1. The Buyer Journey Starts Long Before the Inquiry
Buyers research like analysts, not browsers
The modern buyer journey is increasingly self-directed. Buyers compare neighborhoods, scan pricing history, check school zones, read reviews, and look for signs of hidden fees or stale inventory before they contact anyone. This means your real estate marketing has to perform like an information product, not just an advertisement. The more your content answers practical questions, the more likely the buyer will trust your brand and move forward.
It also means that the first impression is often made by your online visibility rather than your sales pitch. Strong pages, search rankings, and social assets work as a credibility stack. A buyer may not remember every detail, but they will remember whether your site felt current, clear, and helpful. That matters because real estate is emotional, but the click is rational.
Why generic property pages lose attention
Many listing pages fail because they look like inventory catalogs with no context. They show rooms, price, and maybe a short description, but they do not explain the neighborhood, the price trend, the commute, or why the home is discounted. Buyers who are ready to act want confidence, not just photos. If the page does not reduce doubt, they bounce.
To improve response rates, pair each listing with neighborhood context, local comparables, and a clear next action. If your audience includes renters and first-time buyers, support the listing with practical guides such as smart app tips for hunting homes on a budget and what consumer confidence means for your next rental. Buyers do not just want a property; they want a decision framework.
Click behavior is driven by certainty
When buyers click, they are usually seeking one of four things: value, urgency, proximity, or trust. That means your content should be built around those triggers. Value can be shown with pricing history and comparable listings. Urgency can be supported by limited-time offers or flash deals. Proximity comes from neighborhood pages and local search. Trust comes from transparency, reviews, and an authoritative brand voice.
This is where many agents miss the opportunity.
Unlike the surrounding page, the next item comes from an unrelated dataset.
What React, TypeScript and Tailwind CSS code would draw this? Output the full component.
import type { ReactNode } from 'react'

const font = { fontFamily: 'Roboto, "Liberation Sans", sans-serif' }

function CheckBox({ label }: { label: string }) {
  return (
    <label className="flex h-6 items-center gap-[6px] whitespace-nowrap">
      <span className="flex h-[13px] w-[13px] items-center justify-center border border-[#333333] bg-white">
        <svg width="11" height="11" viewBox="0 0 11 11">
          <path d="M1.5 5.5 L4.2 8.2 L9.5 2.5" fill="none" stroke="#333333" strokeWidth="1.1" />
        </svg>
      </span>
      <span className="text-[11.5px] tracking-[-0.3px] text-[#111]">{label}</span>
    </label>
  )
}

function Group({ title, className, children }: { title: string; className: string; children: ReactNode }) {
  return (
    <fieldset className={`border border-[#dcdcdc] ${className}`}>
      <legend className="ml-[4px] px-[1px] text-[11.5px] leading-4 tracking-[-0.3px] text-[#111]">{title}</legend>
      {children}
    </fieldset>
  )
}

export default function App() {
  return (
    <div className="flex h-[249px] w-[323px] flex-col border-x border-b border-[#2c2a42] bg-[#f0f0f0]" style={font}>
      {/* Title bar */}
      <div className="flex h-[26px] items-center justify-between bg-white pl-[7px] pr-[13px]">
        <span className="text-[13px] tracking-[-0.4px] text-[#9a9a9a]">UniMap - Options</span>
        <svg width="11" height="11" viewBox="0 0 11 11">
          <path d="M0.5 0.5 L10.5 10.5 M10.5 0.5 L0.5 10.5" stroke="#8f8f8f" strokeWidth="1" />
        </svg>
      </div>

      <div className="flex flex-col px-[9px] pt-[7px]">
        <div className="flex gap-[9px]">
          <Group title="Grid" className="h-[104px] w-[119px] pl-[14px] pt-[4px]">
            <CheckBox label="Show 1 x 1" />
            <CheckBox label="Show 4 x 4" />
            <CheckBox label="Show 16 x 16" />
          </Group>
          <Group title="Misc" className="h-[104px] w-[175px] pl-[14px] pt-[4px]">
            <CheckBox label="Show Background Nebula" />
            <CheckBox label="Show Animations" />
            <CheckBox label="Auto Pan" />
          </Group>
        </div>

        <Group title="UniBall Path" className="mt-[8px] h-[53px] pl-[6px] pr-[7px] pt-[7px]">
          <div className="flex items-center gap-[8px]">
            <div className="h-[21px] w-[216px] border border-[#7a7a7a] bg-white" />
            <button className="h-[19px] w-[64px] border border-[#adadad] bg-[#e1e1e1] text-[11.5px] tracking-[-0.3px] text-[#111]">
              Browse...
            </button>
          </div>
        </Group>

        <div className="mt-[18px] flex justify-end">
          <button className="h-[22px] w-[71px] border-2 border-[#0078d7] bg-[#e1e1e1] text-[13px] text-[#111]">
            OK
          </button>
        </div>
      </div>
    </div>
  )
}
They create more posts, but not more certainty. A high-performing brand answers, “Why this property, why now, and why you?” in a way that is easy to scan and hard to dismiss. That is the real foundation of lead generation.
2. Listing Pages Are No Longer Static Inventory
Every listing needs a conversion job
A listing page should not behave like a digital flyer. It should behave like a mini landing page built to convert curiosity into action. The strongest pages include a compelling opening summary, a price explanation, property highlights, neighborhood benefits, and a clean CTA. They also anticipate objections by answering what the buyer is likely thinking after the first scroll.
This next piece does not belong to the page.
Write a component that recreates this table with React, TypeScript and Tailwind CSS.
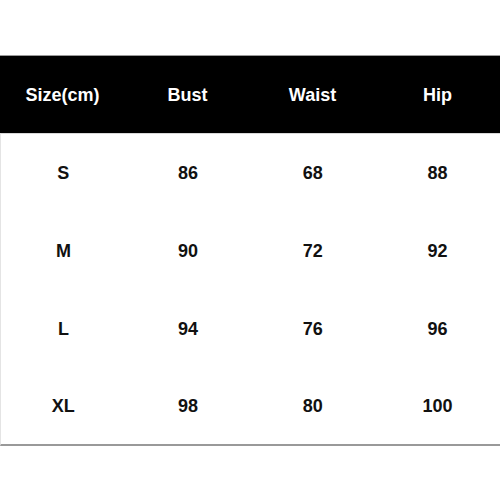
import React from "react";

const headers = ["Size(cm)", "Bust", "Waist", "Hip"];
const rows = [
  ["S", "86", "68", "88"],
  ["M", "90", "72", "92"],
  ["L", "94", "76", "96"],
  ["XL", "98", "80", "100"],
];

export default function App() {
  return (
    <div className="w-[500px] h-[500px] bg-white pt-[55px] font-['Liberation_Sans',Arial,sans-serif]">
      <div className="border-t border-[#9a9a9a] bg-black grid grid-cols-4 h-[78px] items-center">
        {headers.map((h) => (
          <div key={h} className="text-center text-white font-bold text-[18px] leading-none">
            {h}
          </div>
        ))}
      </div>
      <div className="border-t border-[#d8d8d8] border-l border-l-[#e4e4e4] border-b-2 border-b-[#999]">
        {rows.map((r, idx) => (
          <div
            key={r[0]}
            className={
              idx === rows.length - 1
                ? "grid grid-cols-4 h-[76px] items-start pt-[29px]"
                : "grid grid-cols-4 h-[78px] items-center"
            }
          >
            {r.map((c, i) => (
              <div key={i} className="text-center text-[#111] font-bold text-[18px] leading-none">
                {c}
              </div>
            ))}
          </div>
        ))}
      </div>
    </div>
  );
}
This is especially important for discounted or under-market inventory, where buyers may suspect something is wrong. Explain the reason for the price, the condition, recent upgrades, and any relevant fees. If there is a renovation opportunity, say so plainly. Transparency helps buyers move faster because it removes the fear of hidden surprises.
Use content layers to improve engagement
Buyers respond better when the listing is supported by layers of content. Include a short video walkthrough, a neighborhood snapshot, a FAQ block, and a comparison to nearby properties. Add local service references when relevant, especially for move-in readiness, inspections, or renovation planning. A complete content stack can turn a listing from a passive page into an active lead magnet.
For example, a fixer-upper listing becomes much more clickable when paired with practical renovation insight such as sustainable home improvement tips and ways to boost sale price with contractor deals. Buyers often need help seeing the upside. The listing page should help them visualize that upside quickly.
Trust signals should be visible above the fold
Trust signals include verified listing status, recent update timestamps, agent profile details, and clear disclosure language. If your site offers agent pages, make them visible and useful, not buried. Buyers want to know who is responsible for the listing, how current the data is, and what happens next if they inquire. If you are building out your agent branding, direct readers to your agent discovery strategy and ensure every page reinforces credibility.
In real estate, trust is conversion. A buyer who senses stale content or vague promises will keep scrolling. A buyer who sees a precise, verified, and helpful listing is far more likely to click through, save, and contact.
3. Neighborhood Content Is the New Lead Magnet
Neighborhood pages answer the buyer’s real question
Most buyers are not just buying a house; they are buying a location story. They want to know what it feels like to live there, how fast inventory moves, whether prices are rising, and what types of homes are common. That is why neighborhood content can outperform generic city pages. It gives context that buyers cannot get from photos alone.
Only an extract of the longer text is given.